- Starring: Bobby Au Yeung Leo Ku Monica Chan Gigi Fu
- Opening theme: "精彩故事" (Splendid Story) by Roman Tam
- Ending theme: "難得有你" (Has You Rarely) by Roman Tam
- Composer: Joseph Koo
- Country of origin: Hong Kong
- Original language: Cantonese
- No. of episodes: 15 (Hong Kong) 20 (Overseas)

Production
- Running time: 45 minutes (15 episodes)

Original release
- Network: TVB
- Release: 6 January – 24 January 1997

= Corner the Con Man =

1997 Hong Kong television series

Corner the Con Man (皇家反千組) is a TVB television series released overseas in December 1996 and broadcast on TVB Jade Channel in January 1997. It focuses on two policemen in the Royal Anti-Swindler Unit who work to put con men behind bars.
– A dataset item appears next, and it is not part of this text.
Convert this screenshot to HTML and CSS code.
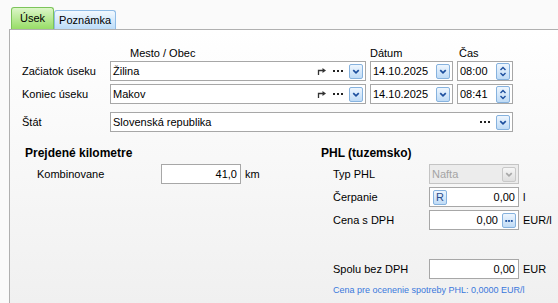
FILE: index.html
```html
<!DOCTYPE html>
<html lang="sk">
<head>
    <meta charset="UTF-8">
    <meta name="viewport" content="width=device-width, initial-scale=1.0">
    <title>Úsek</title>
    <link rel="stylesheet" href="styles.css">
</head>
<body>
    <!-- Tab strip -->
    <div class="tabs">
        <div class="tab tab-active">Úsek</div>
        <div class="tab">Poznámka</div>
    </div>

    <div class="panel">
        <!-- Route: start, end, country -->
        <div class="line head">
            <span class="lbl"></span>
            <span class="city city-head">Mesto / Obec</span>
            <span class="date">Dátum</span>
            <span class="time time-head">Čas</span>
        </div>

        <div class="line">
            <label class="lbl">Začiatok úseku</label>
            <div class="field city">
                <span class="val">Žilina</span>
                <svg class="goto" width="9" height="8" viewBox="0 0 9 8"><path d="M1.5 8V3.5H6" fill="none" stroke="#333" stroke-width="1.3"/><path d="M5.5 1L9 3.5 5.5 6z" fill="#333"/></svg>
                <svg class="dots" width="10" height="2" viewBox="0 0 10 2"><rect x="0" width="2" height="2"/><rect x="4" width="2" height="2"/><rect x="8" width="2" height="2"/></svg>
                <span class="btn"><svg width="13" height="13" viewBox="0 0 13 13"><polyline points="3.5,5 6.5,8 9.5,5" fill="none" stroke="#1d4f9e" stroke-width="1.8"/></svg></span>
            </div>
            <div class="field date">
                <span class="val">14.10.2025</span>
                <span class="btn"><svg width="13" height="13" viewBox="0 0 13 13"><polyline points="3.5,5 6.5,8 9.5,5" fill="none" stroke="#1d4f9e" stroke-width="1.8"/></svg></span>
            </div>
            <div class="field time">
                <span class="val">08:00</span>
                <span class="btn spin"><svg width="12" height="15" viewBox="0 0 12 15"><polyline points="3.5,6 6,3.5 8.5,6" fill="none" stroke="#1d4f9e" stroke-width="1.4"/><polyline points="3.5,9 6,11.5 8.5,9" fill="none" stroke="#1d4f9e" stroke-width="1.4"/></svg></span>
            </div>
        </div>

        <div class="line">
            <label class="lbl">Koniec úseku</label>
            <div class="field city">
                <span class="val">Makov</span>
                <svg class="goto" width="9" height="8" viewBox="0 0 9 8"><path d="M1.5 8V3.5H6" fill="none" stroke="#333" stroke-width="1.3"/><path d="M5.5 1L9 3.5 5.5 6z" fill="#333"/></svg>
                <svg class="dots" width="10" height="2" viewBox="0 0 10 2"><rect x="0" width="2" height="2"/><rect x="4" width="2" height="2"/><rect x="8" width="2" height="2"/></svg>
                <span class="btn"><svg width="13" height="13" viewBox="0 0 13 13"><polyline points="3.5,5 6.5,8 9.5,5" fill="none" stroke="#1d4f9e" stroke-width="1.8"/></svg></span>
            </div>
            <div class="field date">
                <span class="val">14.10.2025</span>
                <span class="btn"><svg width="13" height="13" viewBox="0 0 13 13"><polyline points="3.5,5 6.5,8 9.5,5" fill="none" stroke="#1d4f9e" stroke-width="1.8"/></svg></span>
            </div>
            <div class="field time">
                <span class="val">08:41</span>
                <span class="btn spin"><svg width="12" height="15" viewBox="0 0 12 15"><polyline points="3.5,6 6,3.5 8.5,6" fill="none" stroke="#1d4f9e" stroke-width="1.4"/><polyline points="3.5,9 6,11.5 8.5,9" fill="none" stroke="#1d4f9e" stroke-width="1.4"/></svg></span>
            </div>
        </div>

        <div class="line state">
            <label class="lbl">Štát</label>
            <div class="field wide">
                <span class="val">Slovenská republika</span>
                <svg class="dots" width="10" height="2" viewBox="0 0 10 2"><rect x="0" width="2" height="2"/><rect x="4" width="2" height="2"/><rect x="8" width="2" height="2"/></svg>
                <span class="btn"><svg width="13" height="13" viewBox="0 0 13 13"><polyline points="3.5,5 6.5,8 9.5,5" fill="none" stroke="#1d4f9e" stroke-width="1.8"/></svg></span>
            </div>
        </div>

        <!-- Kilometres and fuel -->
        <div class="bottom">
            <div class="section km">
                <h2>Prejdené kilometre</h2>
                <div class="row">
                    <span class="row-lbl">Kombinovane</span>
                    <div class="field num"><span class="val">41,0</span></div>
                    <span class="unit">km</span>
                </div>
            </div>

            <div class="section phl">
                <h2>PHL (tuzemsko)</h2>
                <div class="row">
                    <span class="row-lbl">Typ PHL</span>
                    <div class="field num disabled">
                        <span class="val">Nafta</span>
                        <span class="btn"><svg width="13" height="13" viewBox="0 0 13 13"><polyline points="3.5,5 6.5,8 9.5,5" fill="none" stroke="#a8a8a8" stroke-width="1.8"/></svg></span>
                    </div>
                </div>
                <div class="row">
                    <span class="row-lbl">Čerpanie</span>
                    <div class="field num">
                        <span class="btn r-btn">R</span>
                        <span class="val">0,00</span>
                    </div>
                    <span class="unit">l</span>
                </div>
                <div class="row">
                    <span class="row-lbl">Cena s DPH</span>
                    <div class="field num">
                        <span class="val">0,00</span>
                        <span class="btn"><svg width="13" height="13" viewBox="0 0 13 13"><rect x="2.5" y="6" width="2" height="2" fill="#1d4f9e"/><rect x="5.5" y="6" width="2" height="2" fill="#1d4f9e"/><rect x="8.5" y="6" width="2" height="2" fill="#1d4f9e"/></svg></span>
                    </div>
                    <span class="unit">EUR/l</span>
                </div>
                <div class="row total">
                    <span class="row-lbl">Spolu bez DPH</span>
                    <div class="field num"><span class="val">0,00</span></div>
                    <span class="unit">EUR</span>
                </div>
                <p class="note">Cena pre ocenenie spotreby PHL: 0,0000 EUR/l</p>
            </div>
        </div>
    </div>
</body>
</html>
```

FILE: styles.css
```css
/* Page base */
body {
    margin: 0;
    background: #fafafa;
    font-family: "Liberation Sans", Arial, sans-serif;
    font-size: 11px;
    color: #000;
    height: 303px;
    overflow: hidden;
}

/* Tabs */
.tabs {
    display: flex;
    align-items: flex-end;
    height: 21px;
    padding: 8px 0 0 11px;
}

.tab {
    height: 18px;
    line-height: 18px;
    padding: 0 4px;
    border: 1px solid #8fbce6;
    border-bottom: none;
    border-radius: 3px 3px 0 0;
    background: linear-gradient(#f2f9ff, #bcdcf8);
}

.tab-active {
    height: 21px;
    line-height: 21px;
    padding: 0 8px;
    border-color: #7cc45a;
    background: linear-gradient(#dcf6c8, #97dd66);
}

/* Main panel */
.panel {
    box-sizing: border-box;
    margin-left: 9px;
    border-left: 1px solid #b0b0b0;
    border-top: 1px solid #b0b0b0;
    padding: 17px 0 0 12px;
    height: 274px;
    background: linear-gradient(#ffffff, #f0f0f0);
}

/* Route rows */
.line {
    display: flex;
    align-items: center;
    gap: 4px;
}

.line + .line {
    margin-top: 3px;
}

.line.head + .line {
    margin-top: 1px;
}

.line.state {
    margin-top: 8px;
}

.head {
    line-height: 13px;
}

.lbl {
    width: 84px;
}

.city {
    width: 256px;
}

.date {
    width: 83px;
}

.time {
    width: 56px;
}

.wide {
    width: 403px;
}

.city-head {
    padding-left: 20px;
    box-sizing: border-box;
}

.time-head {
    padding-left: 2px;
    box-sizing: border-box;
}

/* Input look-alikes */
.field {
    display: flex;
    align-items: center;
    box-sizing: border-box;
    height: 20px;
    border: 1px solid #a7a7a7;
    background: #fff;
    padding: 0 2px 0 2px;
}

.field .val {
    flex: 1;
    white-space: nowrap;
}

.goto {
    margin-right: 7px;
}

.dots {
    fill: #222;
    margin-right: 6px;
}

.btn {
    display: flex;
    align-items: center;
    justify-content: center;
    box-sizing: border-box;
    width: 14px;
    height: 15px;
    border: 1px solid #86b2de;
    border-radius: 2px;
    background: linear-gradient(#eef6fe, #bfdbf6);
}

.btn.spin {
    height: 17px;
}

/* Bottom sections */
.bottom {
    display: flex;
    margin-top: 14px;
    padding-left: 3px;
}

.section h2 {
    margin: 0 0 4px;
    font-size: 12px;
    line-height: 14px;
    font-weight: bold;
}

.km {
    width: 296px;
}

.row {
    display: flex;
    align-items: center;
    height: 20px;
    margin-bottom: 3px;
}

.row-lbl {
    padding-left: 12px;
}

.km .row-lbl {
    width: 124px;
}

.phl .row-lbl {
    width: 96px;
}

.field.num {
    text-align: right;
}

.km .field.num {
    width: 80px;
}

.phl .field.num {
    width: 90px;
}

.field.num .val {
    padding-right: 1px;
}

.field.num .btn {
    margin-left: 3px;
}

.field.num .r-btn {
    margin: 0 0 0 1px;
    color: #2a4d8e;
    font-size: 11px;
}

.unit {
    margin-left: 4px;
}

.field.disabled {
    background: #ececec;
    border-color: #c4c4c4;
    color: #a4a4a4;
    text-align: left;
}

.field.disabled .btn {
    border-color: #c8c8c8;
    background: linear-gradient(#f6f6f6, #dedede);
}

.row.total {
    margin-top: 29px;
}

.note {
    margin: 6px 0 0 12px;
    font-size: 9px;
    color: #3a78dc;
}
```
The theme song "Splendid Story" (精彩故事), and subtheme song "Has You Rarely" (難得有你) was composed by Joseph Koo, lyrics by Wong Jim, arrangement by Joseph Koo and Chiu Tsang Hei, and sung by Roman Tam.

==Synopsis==
Jiang Yiju (Bobby Au Yeung) comes from a long line of card sharps and confidence men, however rather than using the skills he has learnt for crime, Jiang Yiju is instead a policeman of the Hong Kong Police Force who, together with a small squad of officers, uses his understanding of confidence tricks and tricksters to catch them. His choice of career however sees him come into conflict with members of his extended family dismayed to see their own tricks used against themselves.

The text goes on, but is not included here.